Among the jail's most notorious inmates during Barry's time there were Mumbai terror attack mastermind Mustafa Dossa, and mob boss and drug lord Dawood Ibrahim.

Throughout his time in prison Barry maintained his innocence. And having spent three years and eight months on remand, finally on July 5, 2013 he discovered his fate.

He was found guilty and sentenced him to 20 years in prison.

"My world fell apart," he wrote in his memoir, No Tension. "I was furious, resentful, sad and most of all I had lost all the hope I was holding onto."

A tearful phone call with his mum back in Salford followed. And now he had been convicted, prison life changed dramatically.

He was made to wear a white prisoner's uniform with a yellow stripes on each arm, indicating he'd been jailed for more than seven years. Having been used to wearing his own clothes, it felt like an 'humiliation', he said.

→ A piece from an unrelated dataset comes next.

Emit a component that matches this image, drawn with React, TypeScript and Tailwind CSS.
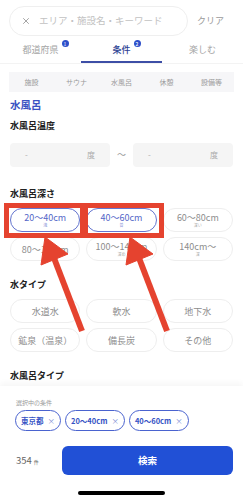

And because he was now a convict he was also transferred to another jail, Kolhapur, away from the protection and patronage of Santosh. "The atmosphere was quite different, mainly because everyone was convicted," he said.

"So hope was gone. People were more like ghosts. Some had forgotten they had families and some families had forgotten about them."

Despondent and 'on edge', Barry started suffering from panic attacks. He became aggressive and anxious. They were among the darkest days of his time in prison.

But determined to survive, he adapted to his new surroundings. He made new friends and forged out a routine to stave off the depression, exercising with weights made out of clay and playing Ludo.

Further transfers to other prisons followed. And all the while his legal team were working in the background to try get his conviction overturned.

On Wednesday, July 7, 2019, almost six years since the day of his conviction, Barry was called to the superintendent's office. Beaming from ear-to-ear, the prison boss shook his hand and told him he had been acquitted and would be deported back to Britain.

He could scarcely believe the news. "I had served a total of nine years and eight months," he wrote. "I felt proud that I had survived mentally and physically, but I was on autopilot. I couldn't take anything for gospel until I had placed both my feet back on British soil."

That day would come a few weeks later when he landed at Heathrow, let out a sigh of relief, fell to his knees and kissed the ground. Now five years on, he's been able to gain some perspective on his time his prison - and life as a free man.

"It's just the tiny things in life. You appreciate them a lot more, " he told the All or Nothing podcast with Billy Moore. "Family. I've had three grand kids while I was away. You lose people, as well as people being born. But I don't have no regrets because it's the university of life and I think it's made me a better person, a stronger person, it opens your eyes a lot more.

"You really appreciate what time you've got, because you never know what's round the corner."